Wally said his son is one of the nicest people anyone will ever meet, who "would not hurt a flea," but he is ready to fight for his country.
He said he told his son: "Don't you be proud and die for your country. You make the other guy die for his country."
Wally said he has not seen, heard or read any evidence that the military planes of the type his son flies - an adapted C-130 - have been involved in the combat in Iraq.
Nathan is co-pilot of an attack aircraft that can fire thousands of rounds of ammunition a minute. He sometimes is in the air for up to 20 hours at a time, his father said.
When Wally watches the television news coverage of the war, he looks for mention of the planes. He also watches for planes in images of the skies over Iraq that are broadcast on television.
Nathan is good about calling home every Saturday night.
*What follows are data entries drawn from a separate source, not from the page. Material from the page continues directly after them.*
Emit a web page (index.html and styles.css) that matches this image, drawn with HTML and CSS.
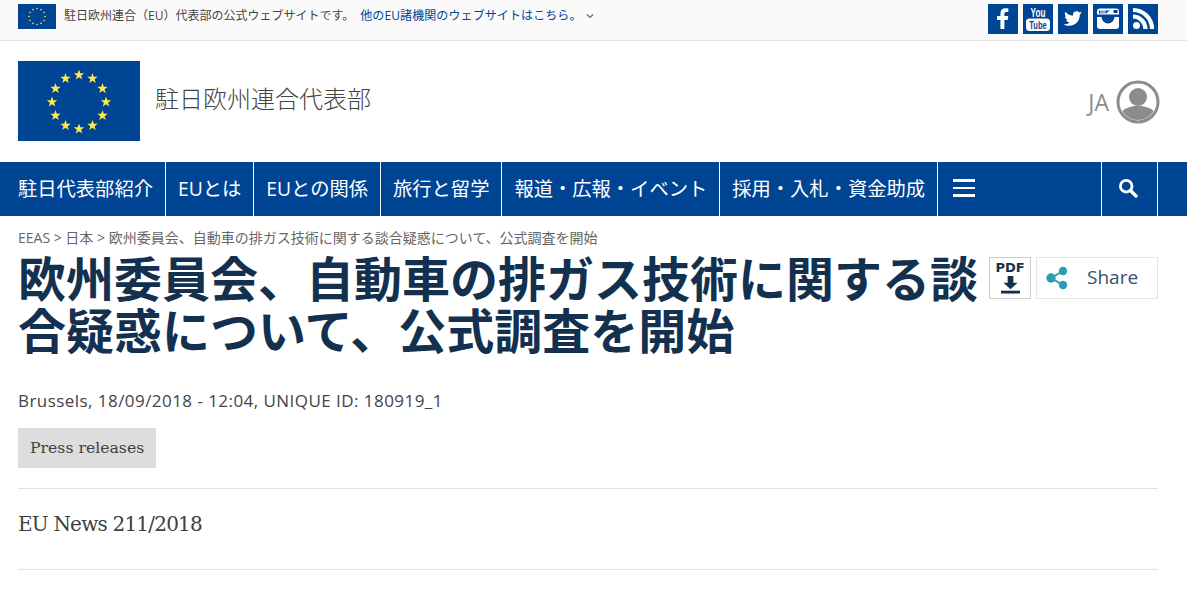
FILE: index.html
```html
<!DOCTYPE html>
<html lang="ja">
<head>
  <meta charset="UTF-8" />
  <meta name="viewport" content="width=device-width, initial-scale=1.0"/>
  <title>駐日欧州連合代表部</title>
  <link rel="stylesheet" href="styles.css">
</head>
<body>

  <svg class="defs" width="0" height="0">
    <symbol id="star" viewBox="-1 -1 2 2">
      <polygon points="0,-1 .235,-.324 .951,-.309 .38,.124 .588,.809 0,.4 -.588,.809 -.38,.124 -.951,-.309 -.235,-.324"/>
    </symbol>
  </svg>

  <div class="topbar">
    <div class="topbar-left">
      <svg class="mini-flag" viewBox="0 0 38 25">
        <rect width="38" height="25" fill="#004494"/>
        <g fill="#ffe94d">
          <circle cx="19" cy="4.500" r=".8"/><circle cx="23" cy="5.600" r=".8"/><circle cx="26" cy="8.500" r=".8"/>
          <circle cx="27" cy="12.500" r=".8"/><circle cx="26" cy="16.500" r=".8"/><circle cx="23" cy="19.400" r=".8"/>
          <circle cx="19" cy="20.500" r=".8"/><circle cx="15" cy="19.400" r=".8"/><circle cx="12" cy="16.500" r=".8"/>
          <circle cx="11" cy="12.500" r=".8"/><circle cx="12" cy="8.500" r=".8"/><circle cx="15" cy="5.600" r=".8"/>
        </g>
      </svg>
      <span class="topbar-text">駐日欧州連合（EU）代表部の公式ウェブサイトです。</span>
      <a class="topbar-link">他のEU諸機関のウェブサイトはこちら。</a>
      <svg class="chevron" viewBox="0 0 8 6"><path d="M1 1.500 4 4.500 7 1.500" fill="none" stroke="#666" stroke-width="1.200"/></svg>
    </div>
    <div class="socials">
      <a class="social">
        <svg viewBox="0 0 30 30"><path transform="translate(1.200 1.200) scale(.92)" fill="#fff" d="M16.500 26V16h3.600l.6-4.200h-4.200V9.300c0-1.200.4-2 2.100-2h2.200V3.500c-.4 0-1.700-.2-3.200-.2-3.200 0-5.400 2-5.400 5.500v3H8.500V16h3.700v10z"/></svg>
      </a>
      <a class="social">
        <svg viewBox="0 0 30 30">
          <text class="yt-you" transform="translate(15 12.500) scale(.68 1)" text-anchor="middle">You</text>
          <rect x="3" y="14.500" width="24" height="12.500" rx="3.500" fill="#fff"/>
          <text class="yt-tube" transform="translate(15 25) scale(.68 1)" text-anchor="middle">Tube</text>
        </svg>
      </a>
      <a class="social">
        <svg viewBox="0 0 30 30"><path transform="translate(2.800 2.200) scale(.82)" fill="#fff" d="M26 8.300c-.8.400-1.700.6-2.600.7.900-.6 1.600-1.400 2-2.500-.9.500-1.800.9-2.900 1.100-.8-.9-2-1.500-3.300-1.500-2.500 0-4.500 2-4.500 4.500 0 .4 0 .7.100 1-3.700-.2-7-2-9.200-4.700-.4.700-.6 1.400-.6 2.300 0 1.600.8 2.900 2 3.700-.7 0-1.400-.2-2-.6v.1c0 2.200 1.500 4 3.600 4.400-.4.100-.8.200-1.200.2-.3 0-.6 0-.8-.1.600 1.800 2.200 3.100 4.200 3.100-1.500 1.200-3.500 1.900-5.600 1.900H3.400c2 1.300 4.400 2 6.900 2 8.300 0 12.800-6.800 12.800-12.800v-.6c.9-.6 1.700-1.400 2.300-2.300z"/></svg>
      </a>
      <a class="social">
        <svg viewBox="0 0 30 30">
          <path fill="#fff" d="M7 4.500h16a3 3 0 0 1 3 3V22a3 3 0 0 1-3 3H7a3 3 0 0 1-3-3V7.500a3 3 0 0 1 3-3z"/>
          <path fill="#004494" d="M4 10.500h22V13h-4.500a6.500 6.500 0 0 1-13 0H4z"/>
          <path fill="#004494" d="M6 6.500h11.500a6 6 0 0 0-4 3H6z"/>
          <rect x="20.500" y="6" width="4" height="3" fill="#004494"/>
          <path stroke="#fff" d="M8 5v5M10 5v5M12 5v5"/>
        </svg>
      </a>
      <a class="social">
        <svg viewBox="0 0 30 30">
          <circle cx="8.500" cy="21.500" r="3.500" fill="#fff"/>
          <path fill="none" stroke="#fff" stroke-width="4.200" d="M5 12.500a12.500 12.500 0 0 1 12.500 12.500"/>
          <path fill="none" stroke="#fff" stroke-width="4.200" d="M5 6a19 19 0 0 1 19 19"/>
        </svg>
      </a>
    </div>
  </div>

  <header class="masthead">
    <div class="brand">
      <svg class="flag" viewBox="0 0 122 80">
        <rect width="122" height="80" fill="#004494"/>
        <g fill="#ffe94d">
          <use href="#star" x="55.500" y="8.500" width="11" height="11"/>
          <use href="#star" x="69" y="12" width="11" height="11"/>
          <use href="#star" x="79" y="22" width="11" height="11"/>
          <use href="#star" x="82.500" y="35.500" width="11" height="11"/>
          <use href="#star" x="79" y="49" width="11" height="11"/>
          <use href="#star" x="69" y="59" width="11" height="11"/>
          <use href="#star" x="55.500" y="62.500" width="11" height="11"/>
          <use href="#star" x="42" y="59" width="11" height="11"/>
          <use href="#star" x="32" y="49" width="11" height="11"/>
          <use href="#star" x="28.500" y="35.500" width="11" height="11"/>
          <use href="#star" x="32" y="22" width="11" height="11"/>
          <use href="#star" x="42" y="12" width="11" height="11"/>
        </g>
      </svg>
      <div class="brand-name">駐日欧州連合代表部</div>
    </div>
    <div class="lang">
      <span class="lang-code">JA</span>
      <svg class="avatar" viewBox="0 0 44 44">
        <defs><clipPath id="avatar-clip"><circle cx="22" cy="22" r="18"/></clipPath></defs>
        <circle cx="22" cy="22" r="20" fill="none" stroke="#8c8c8c" stroke-width="3"/>
        <circle cx="22" cy="17" r="9" fill="#8c8c8c"/>
        <path clip-path="url(#avatar-clip)" fill="#8c8c8c" d="M6 44V33c0-3 3-4.500 8-6l4-1h8l4 1c5 1.500 8 3 8 6v11z"/>
      </svg>
    </div>
  </header>

  <nav class="mainnav">
    <a class="nav-item">駐日代表部紹介</a>
    <a class="nav-item">EUとは</a>
    <a class="nav-item">EUとの関係</a>
    <a class="nav-item">旅行と留学</a>
    <a class="nav-item">報道・広報・イベント</a>
    <a class="nav-item">採用・入札・資金助成</a>
    <a class="nav-burger"><span></span><span></span><span></span></a>
    <a class="nav-search">
      <svg viewBox="0 0 20 20" width="20" height="20">
        <circle cx="8.200" cy="8.200" r="5.800" fill="none" stroke="#fff" stroke-width="2.800"/>
        <path d="M12.500 12.500 18 18" stroke="#fff" stroke-width="3.400" stroke-linecap="round"/>
      </svg>
    </a>
  </nav>

  <main class="content">
    <div class="breadcrumb">EEAS &gt; 日本 &gt; 欧州委員会、自動車の排ガス技術に関する談合疑惑について、公式調査を開始</div>
    <div class="title-row">
      <h1 class="title">欧州委員会、自動車の排ガス技術に関する談合疑惑について、公式調査を開始</h1>
      <div class="actions">
        <a class="pdf-btn">
          <span class="pdf-label">PDF</span>
          <svg viewBox="0 0 22 19" width="21" height="18">
            <path fill="#14304f" d="M8 0h6v7h4.500L11 14 3.500 7H8z"/>
            <rect x="1" y="15.500" width="20" height="3" fill="#14304f"/>
          </svg>
        </a>
        <a class="share-btn">
          <svg viewBox="0 0 22 24" width="22" height="24">
            <path d="M17 5 5 12 17 19" fill="none" stroke="#2a9db0" stroke-width="2"/>
            <circle cx="17" cy="5" r="4.200" fill="#2a9db0"/>
            <circle cx="5" cy="12" r="4.700" fill="#2a9db0"/>
            <circle cx="17" cy="19" r="4.200" fill="#2a9db0"/>
          </svg>
          <span>Share</span>
        </a>
      </div>
    </div>
    <div class="meta">Brussels, 18/09/2018 - 12:04, UNIQUE ID: 180919_1</div>
    <a class="tag">Press releases</a>
    <div class="news-row">EU News 211/2018</div>
  </main>

</body>
</html>
```

FILE: styles.css
```css
body {
  margin: 0;
  background: #fff;
  font-family: "Open Sans", "Noto Sans CJK JP", sans-serif;
  color: #404040;
  overflow: hidden;
}

.defs { position: absolute; }

.topbar {
  display: flex;
  justify-content: space-between;
  height: 41px;
  padding: 4px 29px 0 18px;
  box-sizing: border-box;
  background: #fafafa;
  border-bottom: 1px solid #e3e3e3;
}

.topbar-left {
  display: flex;
  align-items: flex-start;
  font-size: 12px;
  line-height: 24px;
}

.mini-flag { width: 38px; height: 25px; margin-right: 8px; }
.topbar-text { color: #444; margin-right: 6px; }
.topbar-link { color: #004494; letter-spacing: .1px; }
.chevron { width: 8px; height: 6px; margin: 9px 0 0 4px; }

.socials { display: flex; gap: 5px; }

.social {
  width: 30px;
  height: 30px;
  background: #004494;
}

.social svg { display: block; width: 30px; height: 30px; }

.yt-you { font: 700 12px "Liberation Sans", sans-serif; fill: #fff; }
.yt-tube { font: 700 11px "Liberation Sans", sans-serif; fill: #004494; }

.masthead {
  display: flex;
  justify-content: space-between;
  align-items: center;
  height: 121px;
  padding: 0 27px 0 18px;
}

.brand { display: flex; align-items: center; margin-top: -1px; }
.flag { width: 122px; height: 80px; margin-right: 15px; }
.brand-name { font-size: 24px; color: #444; font-weight: 300; margin-top: -8px; }

.lang { display: flex; align-items: center; gap: 7px; }
.lang-code { font-size: 23px; color: #8c8c8c; }
.avatar { width: 44px; height: 44px; }

.mainnav {
  display: flex;
  height: 54px;
  background: #004494;
  padding-right: 29px;
}

.nav-item {
  display: flex;
  align-items: center;
  padding: 0 12px 3px;
  color: #fff;
  font-size: 19.300px;
  white-space: nowrap;
  border-right: 1px solid #fff;
}

.nav-item:first-child { padding-left: 18px; }

.nav-burger {
  flex: 1;
  display: flex;
  flex-direction: column;
  justify-content: center;
  gap: 5px;
  padding: 0 0 2px 15px;
}

.nav-burger span { display: block; width: 22px; height: 2.500px; background: #fff; }

.nav-search {
  display: flex;
  align-items: center;
  justify-content: center;
  width: 57px;
  padding: 0 4px 3px 0;
  box-sizing: border-box;
  border-left: 1px solid #fff;
  border-right: 1px solid #fff;
}

.content { padding: 12px 29px 0 18px; }

.breadcrumb { font-size: 14px; line-height: 20px; color: #666; margin-bottom: 5px; }

.title-row { display: flex; align-items: flex-start; }

.title {
  flex: 1;
  margin: 0;
  font-size: 48px;
  line-height: 52px;
  font-weight: 700;
  color: #14304f;
}

.actions { display: flex; gap: 5px; margin-top: 4px; }

.pdf-btn {
  display: flex;
  flex-direction: column;
  align-items: center;
  width: 42px;
  height: 42px;
  box-sizing: border-box;
  border: 1px solid #ccc;
}

.pdf-label {
  margin-top: 2px;
  font-family: "DejaVu Sans", sans-serif;
  font-size: 13px;
  font-weight: 700;
  line-height: 16px;
  color: #14304f;
}

.share-btn {
  display: flex;
  align-items: center;
  gap: 19px;
  width: 122px;
  height: 42px;
  box-sizing: border-box;
  padding-left: 9px;
  border: 1px solid #e6e6e6;
  color: #34506e;
  font-size: 19px;
}

.share-btn span { margin-top: -3px; }

.meta { margin-top: 30px; font-size: 17px; letter-spacing: .45px; line-height: 28px; color: #444; }

.tag {
  display: block;
  width: 138px;
  height: 40px;
  margin-top: 13px;
  box-sizing: border-box;
  padding-left: 12px;
  background: #ddd;
  font-family: "DejaVu Serif", serif;
  font-size: 15.700px;
  line-height: 40px;
  color: #404040;
}

.news-row {
  margin-top: 20px;
  height: 82px;
  box-sizing: border-box;
  border-top: 1px solid #e3e3e3;
  border-bottom: 1px solid #e3e3e3;
  font-family: "DejaVu Serif", serif;
  font-size: 20px;
  letter-spacing: -.8px;
  line-height: 71px;
  color: #404040;
}
```
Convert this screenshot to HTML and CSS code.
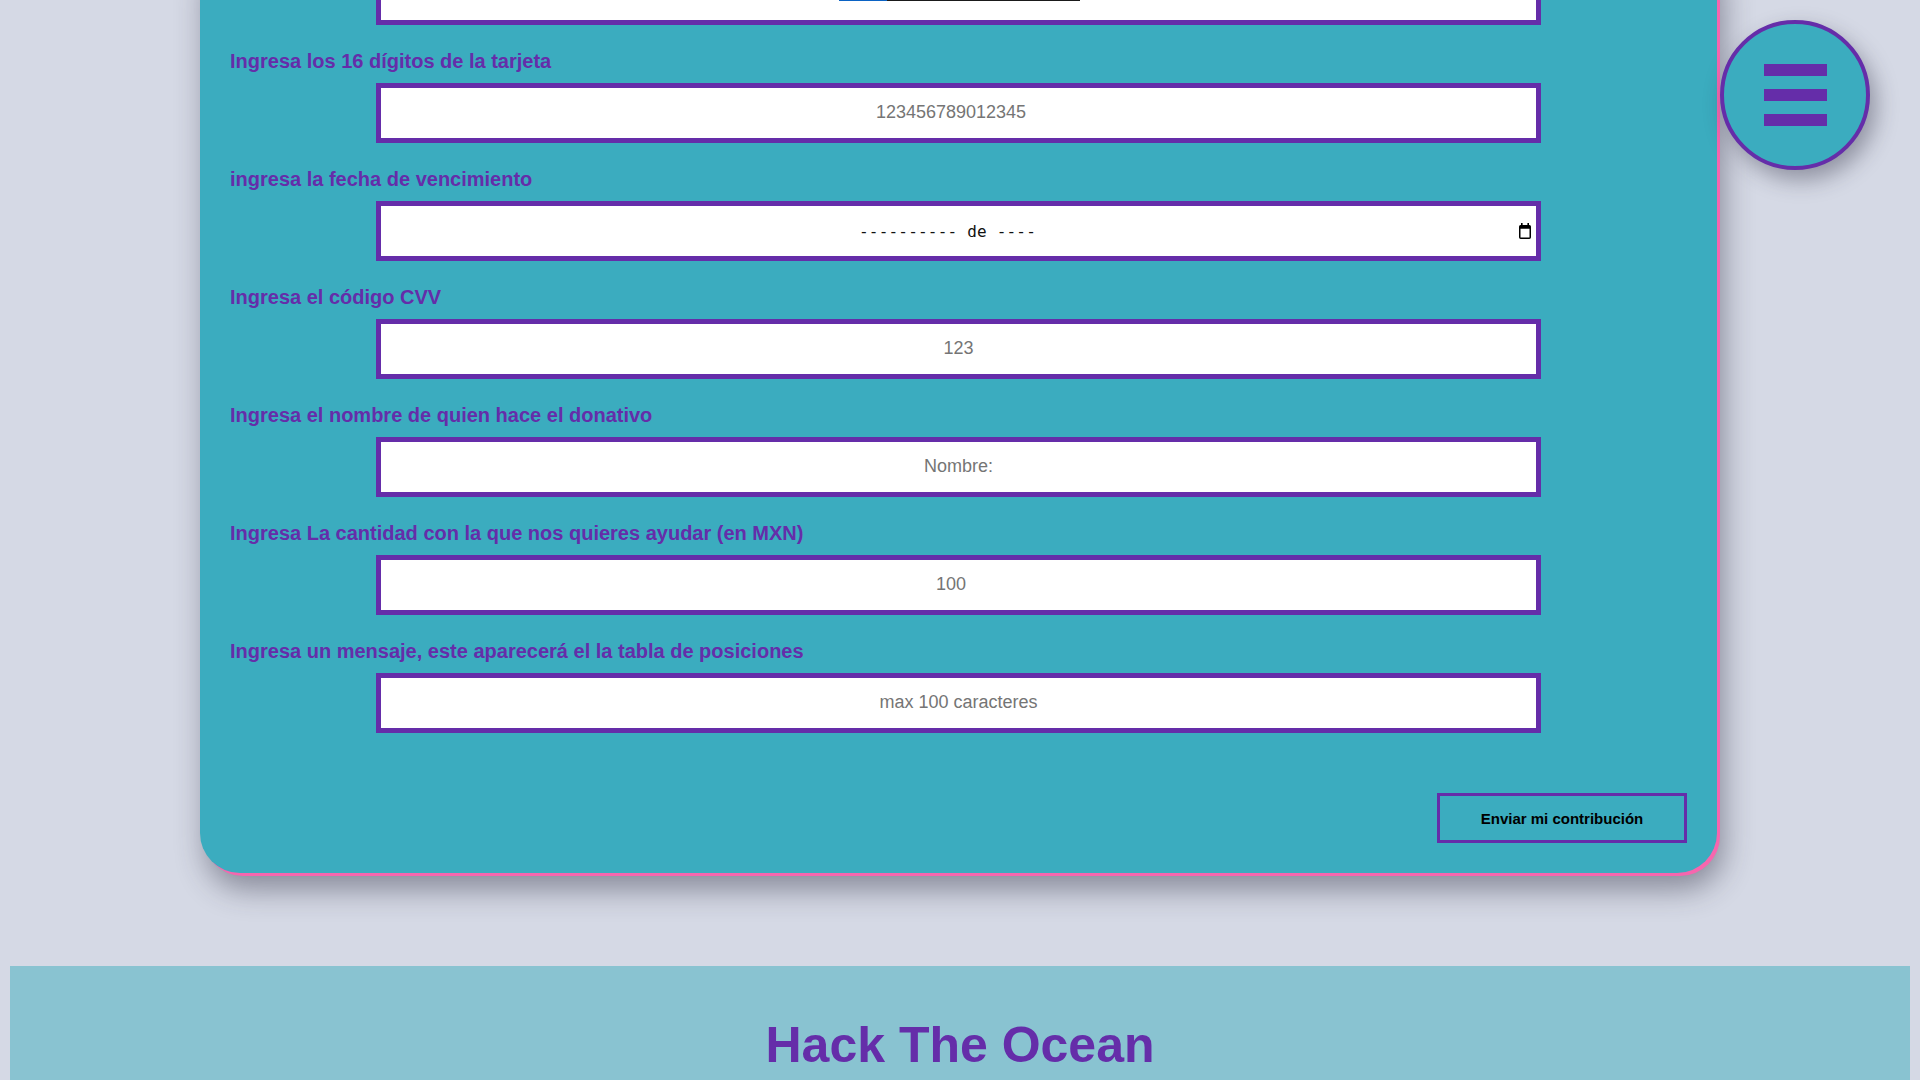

But the conversations are one-sided because Nathan is not at liberty to say where he is or what work he is doing, Wally said. The family also communicates by e-mail.
In a way, it is better not to hear about what her son's involvement in the war has been, Barbara said.
This is McClure's third mission since joining the Air Force. His two earlier missions were in Afghanistan, Wally said. However, he said, "Afghanistan did not worry me."
Initially, the war in Iraq concerned him more than the one in Afghanistan because the Iraqis have had better anti-aircraft weaponry, he said.
Nathan had some exposure to the military through hearing about his family's connections with the Air Force, Wally said.
Wally was eligible for the draft during the Vietnam war but was not drafted. He did serve in the Air Force ROTC.
Wally's father served in the Air Force in World War II, and Barbara's brother and father served in the Air Force.
After the war, Nathan plans to go back to college to get a degree in engineering, his father said.
Nathan has said he would like to be an astronaut one day, but Wally said his son might settle for work in commercial aviation.